Aim of the exercise >>
List each line of the data that holds the string "components".

Dataset records >>
---------------

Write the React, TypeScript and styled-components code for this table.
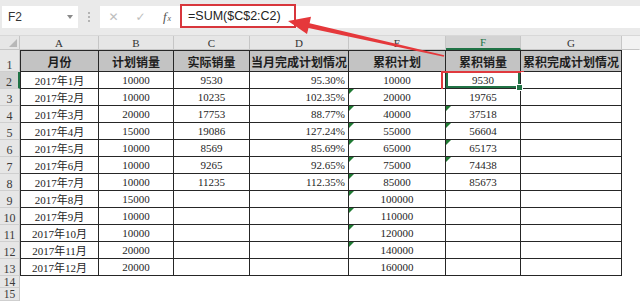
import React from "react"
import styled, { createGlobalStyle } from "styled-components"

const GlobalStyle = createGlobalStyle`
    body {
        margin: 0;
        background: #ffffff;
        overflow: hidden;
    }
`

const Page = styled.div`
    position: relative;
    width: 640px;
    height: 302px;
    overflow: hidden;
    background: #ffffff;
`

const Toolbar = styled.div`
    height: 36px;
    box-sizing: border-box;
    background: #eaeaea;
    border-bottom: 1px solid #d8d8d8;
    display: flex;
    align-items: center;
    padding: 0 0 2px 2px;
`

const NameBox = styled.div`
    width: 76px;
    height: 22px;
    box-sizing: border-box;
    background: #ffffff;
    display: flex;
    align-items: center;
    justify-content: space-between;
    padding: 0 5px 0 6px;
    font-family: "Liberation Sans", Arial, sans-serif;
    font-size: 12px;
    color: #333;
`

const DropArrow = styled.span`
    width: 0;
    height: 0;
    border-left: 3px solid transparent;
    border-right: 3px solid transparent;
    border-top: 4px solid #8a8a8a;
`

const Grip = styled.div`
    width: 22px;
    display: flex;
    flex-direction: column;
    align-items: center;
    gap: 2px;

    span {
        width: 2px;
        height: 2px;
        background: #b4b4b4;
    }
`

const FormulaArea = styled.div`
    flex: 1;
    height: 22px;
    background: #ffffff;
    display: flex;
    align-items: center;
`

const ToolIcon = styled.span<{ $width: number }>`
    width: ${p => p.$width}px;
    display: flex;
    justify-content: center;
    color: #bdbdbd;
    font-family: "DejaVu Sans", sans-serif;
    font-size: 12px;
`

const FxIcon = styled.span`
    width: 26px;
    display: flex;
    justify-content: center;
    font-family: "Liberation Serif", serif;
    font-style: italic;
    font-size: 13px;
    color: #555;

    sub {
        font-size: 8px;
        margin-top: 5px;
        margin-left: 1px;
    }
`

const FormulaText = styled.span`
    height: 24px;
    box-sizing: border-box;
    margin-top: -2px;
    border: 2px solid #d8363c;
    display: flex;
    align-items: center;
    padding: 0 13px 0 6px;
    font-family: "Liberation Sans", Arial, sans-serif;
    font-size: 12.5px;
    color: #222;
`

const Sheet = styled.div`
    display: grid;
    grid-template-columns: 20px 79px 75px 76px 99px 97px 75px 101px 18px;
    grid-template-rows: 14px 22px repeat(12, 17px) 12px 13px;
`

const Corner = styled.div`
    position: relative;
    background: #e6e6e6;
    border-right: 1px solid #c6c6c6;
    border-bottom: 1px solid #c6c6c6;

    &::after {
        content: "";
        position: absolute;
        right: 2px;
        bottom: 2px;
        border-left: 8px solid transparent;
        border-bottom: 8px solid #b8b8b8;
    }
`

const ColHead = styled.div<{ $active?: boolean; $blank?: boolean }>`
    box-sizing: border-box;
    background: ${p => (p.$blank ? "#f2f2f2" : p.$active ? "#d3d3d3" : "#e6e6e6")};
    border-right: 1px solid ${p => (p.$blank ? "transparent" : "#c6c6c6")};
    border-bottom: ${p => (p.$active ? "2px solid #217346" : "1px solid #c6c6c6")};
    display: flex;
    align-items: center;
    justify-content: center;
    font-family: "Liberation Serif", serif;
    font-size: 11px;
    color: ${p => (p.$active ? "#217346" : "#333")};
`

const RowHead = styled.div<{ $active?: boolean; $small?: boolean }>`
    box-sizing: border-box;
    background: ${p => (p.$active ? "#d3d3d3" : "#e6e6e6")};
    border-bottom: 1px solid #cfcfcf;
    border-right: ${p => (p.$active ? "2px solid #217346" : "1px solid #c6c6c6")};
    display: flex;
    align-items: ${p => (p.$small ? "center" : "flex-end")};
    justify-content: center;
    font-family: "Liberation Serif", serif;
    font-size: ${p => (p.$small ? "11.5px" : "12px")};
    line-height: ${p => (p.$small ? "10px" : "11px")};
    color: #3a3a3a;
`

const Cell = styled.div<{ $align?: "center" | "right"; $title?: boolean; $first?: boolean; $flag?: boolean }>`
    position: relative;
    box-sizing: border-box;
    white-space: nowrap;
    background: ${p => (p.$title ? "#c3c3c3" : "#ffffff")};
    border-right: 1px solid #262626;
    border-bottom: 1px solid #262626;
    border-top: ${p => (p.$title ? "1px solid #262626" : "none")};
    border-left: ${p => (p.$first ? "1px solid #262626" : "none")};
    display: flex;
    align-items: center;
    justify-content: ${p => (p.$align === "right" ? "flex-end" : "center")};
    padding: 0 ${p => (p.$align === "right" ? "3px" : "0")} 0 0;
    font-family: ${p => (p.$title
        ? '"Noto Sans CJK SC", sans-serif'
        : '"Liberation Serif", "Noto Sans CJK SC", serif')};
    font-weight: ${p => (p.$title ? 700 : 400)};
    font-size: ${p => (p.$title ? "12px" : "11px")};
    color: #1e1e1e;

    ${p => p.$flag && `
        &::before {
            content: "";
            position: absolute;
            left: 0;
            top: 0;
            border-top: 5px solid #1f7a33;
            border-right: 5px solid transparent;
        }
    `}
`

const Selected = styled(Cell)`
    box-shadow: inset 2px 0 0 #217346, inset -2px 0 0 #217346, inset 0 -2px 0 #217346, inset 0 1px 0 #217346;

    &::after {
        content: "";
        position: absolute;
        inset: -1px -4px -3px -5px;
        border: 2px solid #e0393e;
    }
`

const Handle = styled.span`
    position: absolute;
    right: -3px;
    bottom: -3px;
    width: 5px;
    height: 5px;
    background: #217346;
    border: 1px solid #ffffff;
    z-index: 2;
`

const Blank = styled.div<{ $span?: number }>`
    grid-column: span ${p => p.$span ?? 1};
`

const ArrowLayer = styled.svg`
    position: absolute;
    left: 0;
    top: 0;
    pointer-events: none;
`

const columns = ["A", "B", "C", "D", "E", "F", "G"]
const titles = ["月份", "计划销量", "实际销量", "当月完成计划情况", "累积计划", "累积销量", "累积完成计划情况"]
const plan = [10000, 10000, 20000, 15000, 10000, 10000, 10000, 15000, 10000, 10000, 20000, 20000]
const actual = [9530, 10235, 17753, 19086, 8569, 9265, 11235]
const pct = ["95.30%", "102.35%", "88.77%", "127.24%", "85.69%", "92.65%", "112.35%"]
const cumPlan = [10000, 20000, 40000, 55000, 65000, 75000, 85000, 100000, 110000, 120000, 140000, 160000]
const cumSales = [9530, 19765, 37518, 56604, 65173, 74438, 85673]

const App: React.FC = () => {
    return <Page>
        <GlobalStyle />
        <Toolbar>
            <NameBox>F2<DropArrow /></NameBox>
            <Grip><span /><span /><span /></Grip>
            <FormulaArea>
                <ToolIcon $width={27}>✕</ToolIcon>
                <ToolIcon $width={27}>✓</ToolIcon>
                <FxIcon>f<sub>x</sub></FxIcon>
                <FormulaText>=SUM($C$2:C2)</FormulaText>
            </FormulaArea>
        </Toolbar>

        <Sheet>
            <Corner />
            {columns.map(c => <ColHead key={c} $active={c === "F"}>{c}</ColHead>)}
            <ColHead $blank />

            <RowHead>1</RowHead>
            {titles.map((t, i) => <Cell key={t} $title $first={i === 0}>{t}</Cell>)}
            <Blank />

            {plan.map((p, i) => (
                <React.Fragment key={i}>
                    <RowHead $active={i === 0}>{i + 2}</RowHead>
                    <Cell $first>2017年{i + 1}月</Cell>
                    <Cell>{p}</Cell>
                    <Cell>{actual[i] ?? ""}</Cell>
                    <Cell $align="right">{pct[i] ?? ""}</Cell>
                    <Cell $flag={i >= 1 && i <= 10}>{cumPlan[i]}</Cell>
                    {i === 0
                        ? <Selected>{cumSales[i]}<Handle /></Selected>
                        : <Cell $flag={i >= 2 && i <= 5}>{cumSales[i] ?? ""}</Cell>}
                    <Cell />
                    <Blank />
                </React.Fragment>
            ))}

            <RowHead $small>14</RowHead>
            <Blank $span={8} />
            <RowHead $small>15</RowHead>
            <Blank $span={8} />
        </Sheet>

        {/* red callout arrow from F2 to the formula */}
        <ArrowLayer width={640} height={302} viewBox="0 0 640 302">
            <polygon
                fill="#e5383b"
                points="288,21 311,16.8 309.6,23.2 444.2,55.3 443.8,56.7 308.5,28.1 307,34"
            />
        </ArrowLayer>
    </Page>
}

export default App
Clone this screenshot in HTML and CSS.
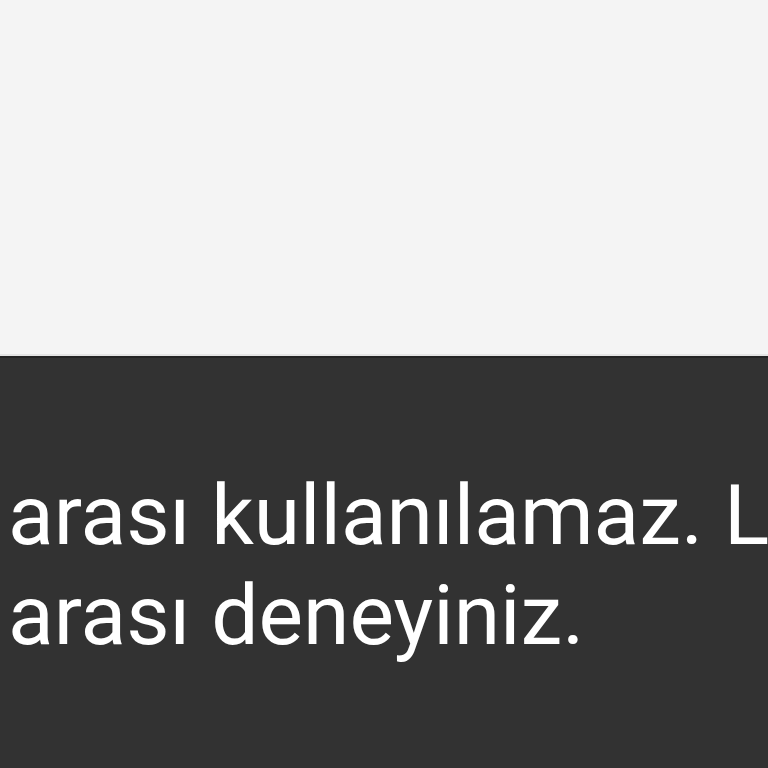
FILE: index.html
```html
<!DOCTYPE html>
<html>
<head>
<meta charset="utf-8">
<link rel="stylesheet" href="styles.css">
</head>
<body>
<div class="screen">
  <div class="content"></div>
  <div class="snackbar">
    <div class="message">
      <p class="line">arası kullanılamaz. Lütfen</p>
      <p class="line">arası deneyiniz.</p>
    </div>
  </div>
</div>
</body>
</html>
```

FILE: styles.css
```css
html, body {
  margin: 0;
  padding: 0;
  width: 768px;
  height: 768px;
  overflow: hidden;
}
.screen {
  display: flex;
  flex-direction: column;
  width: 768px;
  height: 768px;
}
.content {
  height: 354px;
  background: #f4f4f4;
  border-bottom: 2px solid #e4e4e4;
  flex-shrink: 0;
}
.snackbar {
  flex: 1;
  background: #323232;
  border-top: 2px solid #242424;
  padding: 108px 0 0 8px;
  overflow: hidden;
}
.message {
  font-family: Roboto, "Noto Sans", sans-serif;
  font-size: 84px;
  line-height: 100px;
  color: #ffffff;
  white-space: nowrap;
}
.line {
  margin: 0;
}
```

---------------

Finished exercise >>
Write the React, TypeScript and styled-components code for this table.
import styled, { createGlobalStyle } from "styled-components"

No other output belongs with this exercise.